Colin listened quietly and then agreed that if Zaul was out of money, and possibly hurt but unwilling to go to the hospital, chances were good he’d return to the house in Costa Rica to rest, heal up, get whatever money he’d left there, and put together plan B since plan A had failed. I told him I was heading out in a few hours and that I’d be there tonight. We talked about Maria, her improvement, and he told me they were scheduling a follow-up surgery with Shelly to reduce some of the scar tissue. They had yet to tell Maria.
Before he hung up, I said, “Wonder if you’d do me a favor.”
“Sure.”
“You have any attorney friends in this part of the world?”
“You need one?”
“Maybe, but not for anything criminal. Least not yet.” I told Colin what I needed, or wanted, and when I finished, he was quiet a minute.

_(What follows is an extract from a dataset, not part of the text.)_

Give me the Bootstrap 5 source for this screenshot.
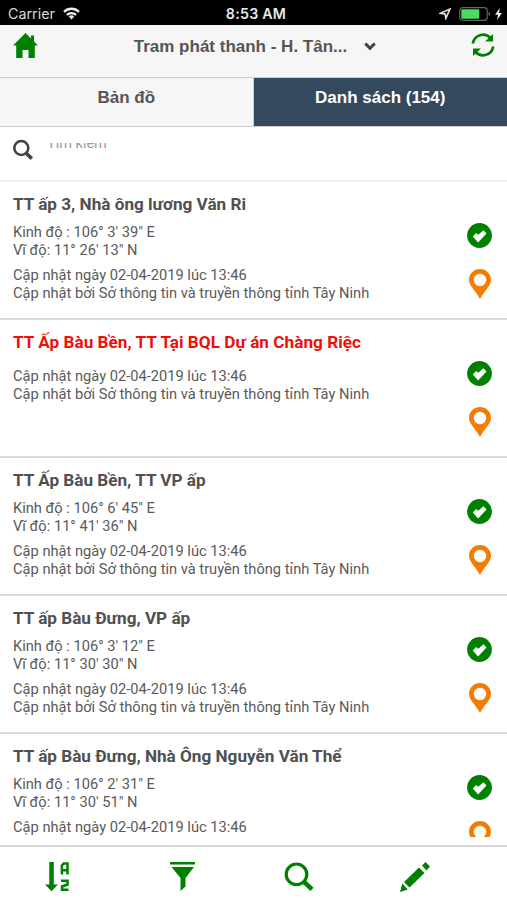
<!DOCTYPE html>
<html lang="vi">
<head>
<meta charset="utf-8">
<meta name="viewport" content="width=device-width, initial-scale=1">
<title>Danh sách trạm</title>
<link href="https://cdn.jsdelivr.net/npm/bootstrap@5.3.0/dist/css/bootstrap.min.css" rel="stylesheet">
<style>
body{font-family:Roboto,sans-serif;color:#5a5a5a;background:#fff;height:900px;overflow:hidden}
svg{display:block;flex:none}
.status{height:25px;background:#000;color:#d8d8d8;font:14.3px/25px Inter,sans-serif;padding:2px 5px 0 8px}
.status .side{flex:1 1 0}
.clock{font-weight:600;color:#e8e8e8;font-size:14.2px;letter-spacing:.25px;padding-left:2px}
.topbar{height:53px;background:#f6f6f6;border-bottom:1px solid #ccc;padding:0 12px 12px 12px;font-family:"Liberation Sans",Arial,sans-serif;font-weight:700;color:#555}
.topbar .heading{font-size:17px;padding-top:3px}
.topbar .chevron{margin-left:17px}
.tabs{height:49px;font:700 17px/40px "Liberation Sans",Arial,sans-serif;border-bottom:1px solid #ccc}
.tabs a{background:#f6f6f6;color:#555;border-right:1px solid #ccc}
.tabs a.current{background:#34495e;color:#fff;border:0}
.searchbar{height:55px;border-bottom:2px solid #eee;padding:12px 12px 0}
.hint{height:6px;overflow:hidden;margin:4px 0 0 13px;font-size:14.5px;line-height:16px;color:#999}
.hint span{display:block;margin-top:-7px}
.stations{height:655px;overflow:hidden}
.station{height:138px;border-bottom:2px solid #d9d9d9;padding:12px 15px 0 13px}
.station h2{font-size:17.15px;line-height:20px;font-weight:700;margin:0;padding-bottom:9px;color:#505050}
.station p{font-size:14.67px;line-height:18.4px;margin:0;padding-bottom:6px;white-space:nowrap}
.station .marks{padding-top:29px;gap:21px}
.station.alert-row h2{color:#f20d0d;padding-bottom:15px;letter-spacing:.03px}
.bottombar{height:56px;margin-top:8px;border-top:2px solid #d4d4d4;color:#008000;padding:15px 0 0 44px}
.bottombar .filter{margin-left:100px}
.bottombar .find{margin-left:88px}
.bottombar .edit{margin-left:86px}
</style>
</head>
<body>
<svg width="0" height="0" class="position-absolute" aria-hidden="true">
<symbol id="ok" viewBox="0 0 25 25"><circle cx="12.5" cy="12.5" r="12.4" fill="#008000"/><path d="M5.800 13.400l3.300-3.500 2.100 1.900 5.300-4.600 3 3.300-8.400 8.900z" fill="#fff"/></symbol>
<symbol id="pin" viewBox="0 0 22 30"><path fill="#f57c00" fill-rule="evenodd" d="M11 0C4.900 0 0 4.800 0 10.800 0 17 6.500 21.500 11 30c4.500-8.500 11-13 11-19.200C22 4.800 17.100 0 11 0zm0 4.800a6.200 6.200 0 1 1 0 12.400 6.200 6.200 0 0 1 0-12.400z"/></symbol>
</svg>
<div class="status d-flex align-items-center">
  <div class="side d-flex align-items-center gap-2"><span>Carrier</span>
    <svg width="17" height="13" viewBox="0 0 17 13" fill="none" stroke="#eee" stroke-width="2.300"><path d="M1 4.800a10.800 10.800 0 0 1 15 0M3.900 7.900a6.600 6.600 0 0 1 9.200 0"/><path d="M5.800 9.600a4 4 0 0 1 5.400 0L8.500 12.500z" fill="#eee" stroke="none"/></svg></div>
  <div class="clock">8:53 AM</div>
  <div class="side d-flex align-items-center justify-content-end">
    <svg class="me-2" width="12" height="12" viewBox="0 0 11 11" fill="none" stroke="#ddd" stroke-width="1.500"><path d="M10 1L6.300 9.500 5.600 5.500 1.300 4.900z"/></svg>
    <svg width="32" height="14" viewBox="0 0 32 14"><rect x=".7" y=".7" width="27.500" height="12.600" rx="3" fill="none" stroke="#666" stroke-width="1.200"/><rect x="2.300" y="2.300" width="18" height="9.400" rx="1" fill="#4cd964"/><path d="M29.700 5v4q1.500-.5 1.500-2t-1.500-2z" fill="#777"/></svg>
    <svg class="ms-1" width="7" height="12" viewBox="0 0 7 12"><path d="M4.800 0L0 6.800h3L2 12l5-7H4z" fill="#eee"/></svg>
  </div>
</div>
<header class="topbar d-flex align-items-center justify-content-between">
  <svg width="27" height="25" viewBox="0 0 27 25"><path d="M13.500 0L1 12.500h3.200V25h6.300v-8h6v8h6.300V12.500H26l-4-4V2.500h-3v3z" fill="#008000"/></svg>
  <div class="heading d-flex align-items-center"><span>Tram phát thanh - H. Tân...</span>
    <svg class="chevron" width="12" height="9" viewBox="0 0 12 9"><path d="M1.300 1.500L6 6.300l4.700-4.800" fill="none" stroke="#444" stroke-width="3"/></svg></div>
  <svg width="24" height="24" viewBox="0 0 24 24"><g fill="none" stroke="#008000" stroke-width="2.700"><path d="M1.800 10.500A10.300 10.300 0 0 1 19.500 5"/><path d="M22.200 13.500A10.300 10.300 0 0 1 4.500 19"/></g><path d="M22 1v7.500h-8zM2 23v-7.500h8z" fill="#008000"/></svg>
</header>
<nav class="tabs d-flex text-center">
  <a class="w-50 text-decoration-none">Bản đồ</a><a class="w-50 text-decoration-none current">Danh sách (154)</a>
</nav>
<div class="searchbar d-flex align-items-start">
  <svg width="22" height="22" viewBox="0 0 22 22" fill="none" stroke="#444" stroke-width="2.600"><circle cx="9.300" cy="9" r="7"/><path d="M14 14l5.800 5.600" stroke-width="3.600"/></svg>
  <div class="hint"><span>Tìm kiếm</span></div>
</div>
<main class="stations">
  <article class="station d-flex justify-content-between"><div><h2>TT ấp 3, Nhà ông lương Văn Ri</h2><p>Kinh độ : 106° 3' 39" E<br>Vĩ độ: 11° 26' 13" N</p><p>Cập nhật ngày 02-04-2019 lúc 13:46<br>Cập nhật bởi Sở thông tin và truyền thông tỉnh Tây Ninh</p></div>
    <div class="marks d-flex flex-column align-items-center"><svg width="25" height="25"><use href="#ok"/></svg><svg width="22" height="30"><use href="#pin"/></svg></div></article>
  <article class="station alert-row d-flex justify-content-between"><div><h2>TT Ấp Bàu Bền, TT Tại BQL Dự án Chàng Riệc</h2><p>Cập nhật ngày 02-04-2019 lúc 13:46<br>Cập nhật bởi Sở thông tin và truyền thông tỉnh Tây Ninh</p></div>
    <div class="marks d-flex flex-column align-items-center"><svg width="25" height="25"><use href="#ok"/></svg><svg width="22" height="30"><use href="#pin"/></svg></div></article>
  <article class="station d-flex justify-content-between"><div><h2>TT Ấp Bàu Bền, TT VP ấp</h2><p>Kinh độ : 106° 6' 45" E<br>Vĩ độ: 11° 41' 36" N</p><p>Cập nhật ngày 02-04-2019 lúc 13:46<br>Cập nhật bởi Sở thông tin và truyền thông tỉnh Tây Ninh</p></div>
    <div class="marks d-flex flex-column align-items-center"><svg width="25" height="25"><use href="#ok"/></svg><svg width="22" height="30"><use href="#pin"/></svg></div></article>
  <article class="station d-flex justify-content-between"><div><h2>TT ấp Bàu Đưng, VP ấp</h2><p>Kinh độ : 106° 3' 12" E<br>Vĩ độ: 11° 30' 30" N</p><p>Cập nhật ngày 02-04-2019 lúc 13:46<br>Cập nhật bởi Sở thông tin và truyền thông tỉnh Tây Ninh</p></div>
    <div class="marks d-flex flex-column align-items-center"><svg width="25" height="25"><use href="#ok"/></svg><svg width="22" height="30"><use href="#pin"/></svg></div></article>
  <article class="station d-flex justify-content-between"><div><h2>TT ấp Bàu Đưng, Nhà Ông Nguyễn Văn Thể</h2><p>Kinh độ : 106° 2' 31" E<br>Vĩ độ: 11° 30' 51" N</p><p>Cập nhật ngày 02-04-2019 lúc 13:46</p></div>
    <div class="marks d-flex flex-column align-items-center"><svg width="25" height="25"><use href="#ok"/></svg><svg width="22" height="30"><use href="#pin"/></svg></div></article>
</main>
<footer class="bottombar d-flex align-items-start">
  <svg width="26" height="30" viewBox="0 0 26 30"><path d="M5.300 0h4.500v22.500H14L7.500 29.300 1 22.500h4.300z" fill="currentColor"/><path d="M17.900 12.500V3.500l1.800-2h3.800v11M18 8.300h5.500M17 18.800h6.500v3.700l-5.500 2v3.300h6.500" fill="none" stroke="currentColor" stroke-width="2.500"/></svg>
  <svg class="filter" width="26" height="30" viewBox="0 0 26 30" fill="currentColor"><path d="M0 0h25v2.500H0zM1.500 5h22.500L15.500 16v8.500L10.500 29V16z"/></svg>
  <svg class="find" width="30" height="30" viewBox="0 0 30 30" fill="none" stroke="currentColor"><circle cx="12.500" cy="12.300" r="10.300" stroke-width="3.200"/><path d="M19.500 19.300l8.500 8" stroke-width="4.600"/></svg>
  <svg class="edit" width="30" height="30" viewBox="0 0 30 30" fill="currentColor"><path d="M0 30l2.300-8.500 5.500 6zM4 20L19 5.500l5.500 5.500L9.500 25.500zM22 3.500L25.500 0 30 4.500 26.500 8.500z"/></svg>
</footer>
<script src="https://cdn.jsdelivr.net/npm/bootstrap@5.3.0/dist/js/bootstrap.bundle.min.js"></script>
</body>
</html>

Finally, he said, “Give me a few days.”
* * *
Sometime after 11:00 a.m., Isabella woke, shuffled out her door, climbed up into Paulo’s lap, and fell back asleep. A few minutes later, Paulina appeared. She didn’t look much better. Coffee only raised her eyelids to half-mast.
“I have an idea I’d like to run by you.”
She and Paulo looked at me agreeably. Isabella cracked open her eyes and stared at me with little interest. “I think Zaul may be returning to his parents’ house in Costa Rica. I need to check it out. If you’re not opposed, I’d like to show it to you. There’s a pool where maybe we could teach Isabella to swim, and there’s a beach with miles of sand in either direction.”